On 31 December 2009 Amtsbezirk Konolfingen, the municipality's former district, was dissolved. On the following day, 1 January 2010, it joined the newly created Verwaltungskreis Bern-Mittelland.

==Coat of arms==
The blazon of the municipal coat of arms is Gules two Swan Heads addorsed couped Argent beaked Or and in a Chief of the second a Mullet of the first.

==Demographics==
Niederhünigen has a population (As of ) of . As of 2010, 3.3% of the population are resident foreign nationals. Over the last 10 years (2001–2011) the population has changed at a rate of -2%. Migration accounted for -3.7%, while births and deaths accounted for 1.2%.

Most of the population (As of 2000) speaks German (589 or 95.9%) as their first language, Albanian is the second most common (13 or 2.1%) and French is the third (3 or 0.5%).

As of 2008, the population was 48.1% male and 51.9% female. The population was made up of 298 Swiss men (46.1% of the population) and 13 (2.0%) non-Swiss men. There were 327 Swiss women (50.6%) and 8 (1.2%) non-Swiss women. Of the population in the municipality, 176 or about 28.7% were born in Niederhünigen and lived there in 2000. There were 333 or 54.2% who were born in the same canton, while 51 or 8.3% were born somewhere else in Switzerland, and 39 or 6.4% were born outside of Switzerland.

As of 2011, children and teenagers (0–19 years old) make up 25.3% of the population, while adults (20–64 years old) make up 62.7% and seniors (over 64 years old) make up 12%.

As of 2000, there were 300 people who were single and never married in the municipality. There were 277 married individuals, 23 widows or widowers and 14 individuals who are divorced.

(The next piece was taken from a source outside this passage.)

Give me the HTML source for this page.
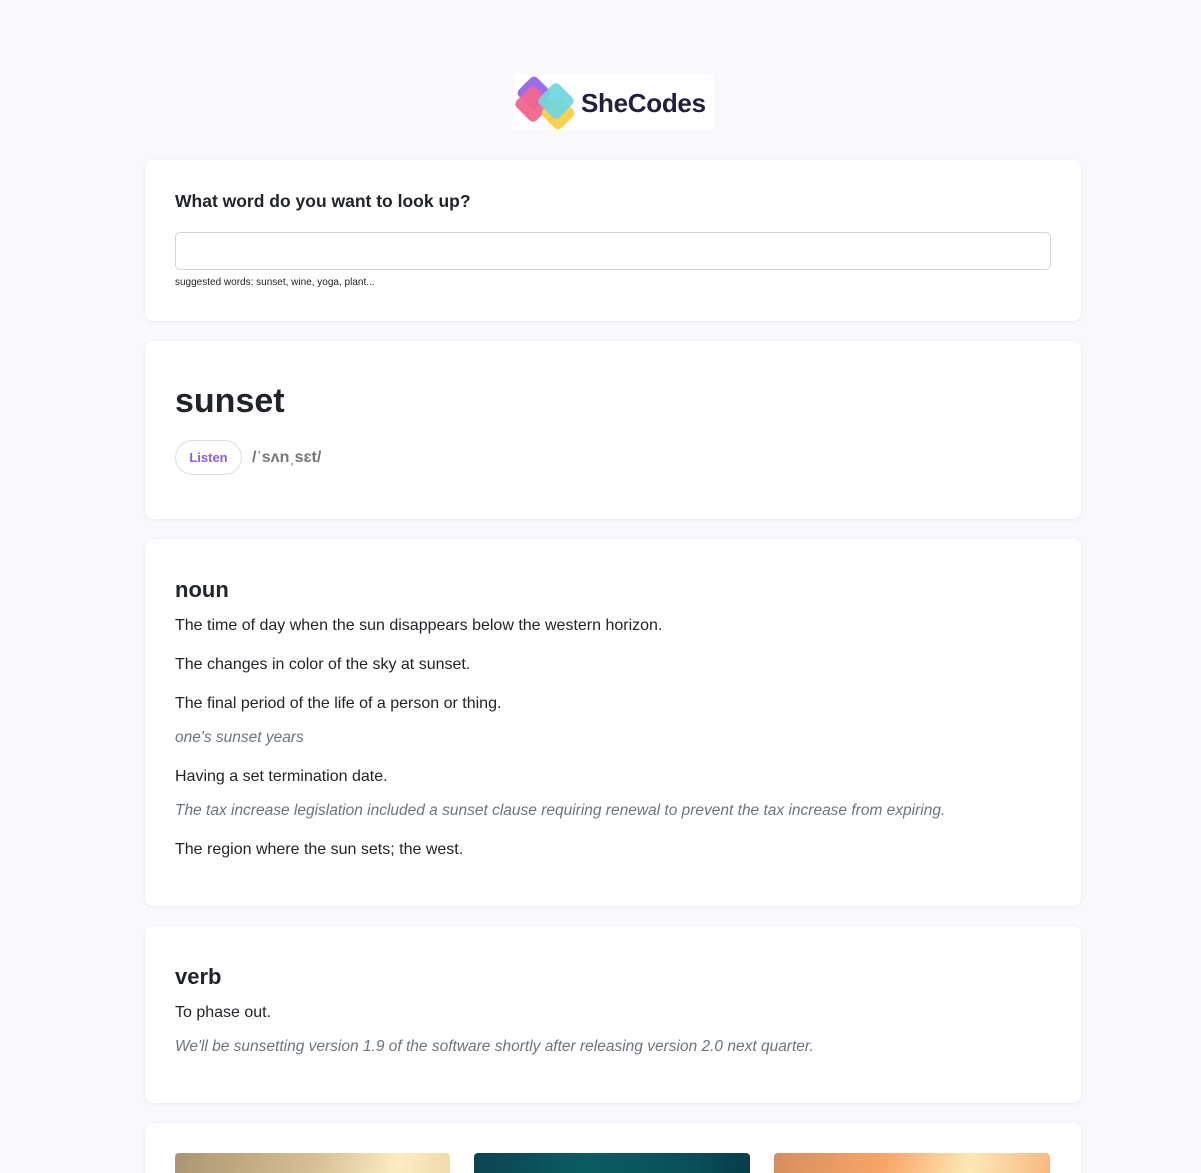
<!DOCTYPE html>
<html><head><meta charset="utf-8"><style>
*{box-sizing:border-box;margin:0;padding:0}
html,body{width:1201px;height:1173px;overflow:hidden}
body{background:#f8f8fd;font-family:"Liberation Sans",sans-serif;color:#212529;position:relative}
.card{position:absolute;left:145px;width:936px;background:#fff;border-radius:8px;box-shadow:0 1px 4px rgba(0,0,0,.06)}
.logo{position:absolute;left:513px;top:74px;width:201px;height:56px;background:#fff}
.def{position:absolute;left:30px;font-size:16px;color:#212529}
.ex{position:absolute;left:30px;font-size:15.5px;font-style:italic;color:#6c757d}
.pos{position:absolute;left:30px;font-size:22px;font-weight:bold}
</style></head><body>
<div class="logo">
<svg width="201" height="56" viewBox="0 0 201 56">
<rect x="8" y="6" width="26" height="26" rx="5" transform="rotate(45 21 19)" fill="#9a6cf0"/>
<rect x="6" y="16" width="28" height="28" rx="5" transform="rotate(45 20 30)" fill="#f2668f" opacity=".95"/>
<rect x="32" y="26" width="26" height="26" rx="5" transform="rotate(45 45 39)" fill="#fbd04d"/>
<rect x="29" y="13" width="28" height="28" rx="5" transform="rotate(45 43 27)" fill="#6dd7e0" opacity=".92"/>
<text x="68" y="38" font-family="Liberation Sans" font-weight="bold" font-size="26" fill="#22203e" letter-spacing="-0.3">SheCodes</text>
</svg></div>
<div class="card" style="top:160px;height:161px">
<div style="position:absolute;left:30px;top:31px;font-size:17.5px;font-weight:bold">What word do you want to look up?</div>
<div style="position:absolute;left:30px;top:72px;width:876px;height:38px;border:1px solid #ced4da;border-radius:5px"></div>
<div style="position:absolute;left:30px;top:117px;font-size:10px">suggested words: sunset, wine, yoga, plant...</div>
</div>
<div class="card" style="top:341px;height:178px">
<div style="position:absolute;left:30px;top:41px;font-size:34px;font-weight:bold">sunset</div>
<div style="position:absolute;left:30px;top:99px;width:67px;height:35px;border:1px solid #dcdce4;border-radius:18px;color:#8d5cf0;font-size:13px;font-weight:bold;text-align:center;line-height:33px">Listen</div>
<div style="position:absolute;left:107px;top:108px;font-size:16px;font-weight:bold;color:#777">/ˈsʌnˌsɛt/</div>
</div>
<div class="card" style="top:539px;height:367px">
<div class="pos" style="top:38px">noun</div>
<div class="def" style="top:78px">The time of day when the sun disappears below the western horizon.</div>
<div class="def" style="top:117px">The changes in color of the sky at sunset.</div>
<div class="def" style="top:156px">The final period of the life of a person or thing.</div>
<div class="ex" style="top:190px">one's sunset years</div>
<div class="def" style="top:229px">Having a set termination date.</div>
<div class="ex" style="top:263px">The tax increase legislation included a sunset clause requiring renewal to prevent the tax increase from expiring.</div>
<div class="def" style="top:302px">The region where the sun sets; the west.</div>
</div>
<div class="card" style="top:926px;height:177px">
<div class="pos" style="top:38px">verb</div>
<div class="def" style="top:78px">To phase out.</div>
<div class="ex" style="top:112px">We'll be sunsetting version 1.9 of the software shortly after releasing version 2.0 next quarter.</div>
</div>
<div class="card" style="top:1123px;height:100px">
<div style="position:absolute;left:30px;top:30px;width:275px;height:40px;border-radius:4px;background:linear-gradient(100deg,#a99670,#d6bf95 50%,#fbecc2 80%,#eed9a8)"></div>
<div style="position:absolute;left:329px;top:30px;width:276px;height:40px;border-radius:4px;background:linear-gradient(90deg,#0b4450,#0a5d62 40%,#0a4f58 80%,#063c4a)"></div>
<div style="position:absolute;left:629px;top:30px;width:276px;height:40px;border-radius:4px;background:linear-gradient(100deg,#d48e5d,#f8a668 40%,#fde8b5 70%,#f7b77e)"></div>
</div>
</body></html>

As of 2000, there were 59 households that consist of only one person and 28 households with five or more people. In 2000, a total of 216 apartments (87.4% of the total) were permanently occupied, while 18 apartments (7.3%) were seasonally occupied and 13 apartments (5.3%) were empty. As of 2010, the construction rate of new housing units was 3.1 new units per 1000 residents.

The historical population is given in the following chart:

==Politics==
In the 2011 federal election the most popular party was the Swiss People's Party (SVP) which received 31.9% of the vote. The next three most popular parties were the Conservative Democratic Party (BDP) (16.4%), the Social Democratic Party (SP) (15%) and the Evangelical People's Party (EVP) (8.7%). In the federal election, a total of 262 votes were cast, and the voter turnout was 53.5%.

==Economy==
As of In 2011 2011, Niederhünigen had an unemployment rate of 0.94%. As of 2008, there were a total of 115 people employed in the municipality. Of these, there were 54 people employed in the primary economic sector and about 20 businesses involved in this sector. 38 people were employed in the secondary sector and there were 8 businesses in this sector. 23 people were employed in the tertiary sector, with 6 businesses in this sector. There were 332 residents of the municipality who were employed in some capacity, of which females made up 43.1% of the workforce.

In 2008 there were a total of 83 full-time equivalent jobs. The number of jobs in the primary sector was 34, all of which were in agriculture. The number of jobs in the secondary sector was 34 of which 13 or (38.2%) were in manufacturing and 21 (61.8%) were in construction. The number of jobs in the tertiary sector was 15. In the tertiary sector; 1 was in wholesale or retail sales or the repair of motor vehicles and 10 or 66.7% were in education.

In 2000, there were 25 workers who commuted into the municipality and 276 workers who commuted away. The municipality is a net exporter of workers, with about 11.0 workers leaving the municipality for every one entering. Of the working population, 19.6% used public transportation to get to work, and 55.1% used a private car.

==Religion==
From the 2000 census, 493 or 80.3% belonged to the Swiss Reformed Church, while 27 or 4.4% were Roman Catholic. Of the rest of the population, there was 1 member of an Orthodox church, and there were 84 individuals (or about 13.68% of the population) who belonged to another Christian church. There were 13 (or about 2.12% of the population) who were Islamic. There was 1 person who was Buddhist and 5 individuals who were Hindu. 21 (or about 3.42% of the population) belonged to no church, are agnostic or atheist, and 11 individuals (or about 1.79% of the population) did not answer the question.

==Education==
In Niederhünigen about 248 or (40.4%) of the population have completed non-mandatory upper secondary education, and 62 or (10.1%) have completed additional higher education (either university or a Fachhochschule). Of the 62 who completed tertiary schooling, 72.6% were Swiss men, 19.4% were Swiss women.

The Canton of Bern school system provides one year of non-obligatory Kindergarten, followed by six years of Primary school. This is followed by three years of obligatory lower Secondary school where the students are separated according to ability and aptitude. Following the lower Secondary students may attend additional schooling or they may enter an apprenticeship.

During the 2010–11 school year, there were a total of 79 students attending classes in Niederhünigen. There was one kindergarten class with a total of 8 students in the municipality. The municipality had 3 primary classes and 57 students. Of the primary students, 3.5% were permanent or temporary residents of Switzerland (not citizens) and 3.5% have a different mother language than the classroom language. During the same year, there was one lower secondary class with a total of 14 students. There were 7.1% who were permanent or temporary residents of Switzerland (not citizens) and 21.4% have a different mother language than the classroom language.

As of 2000, there were 13 students in Niederhünigen who came from another municipality, while 31 residents attended schools outside the municipality.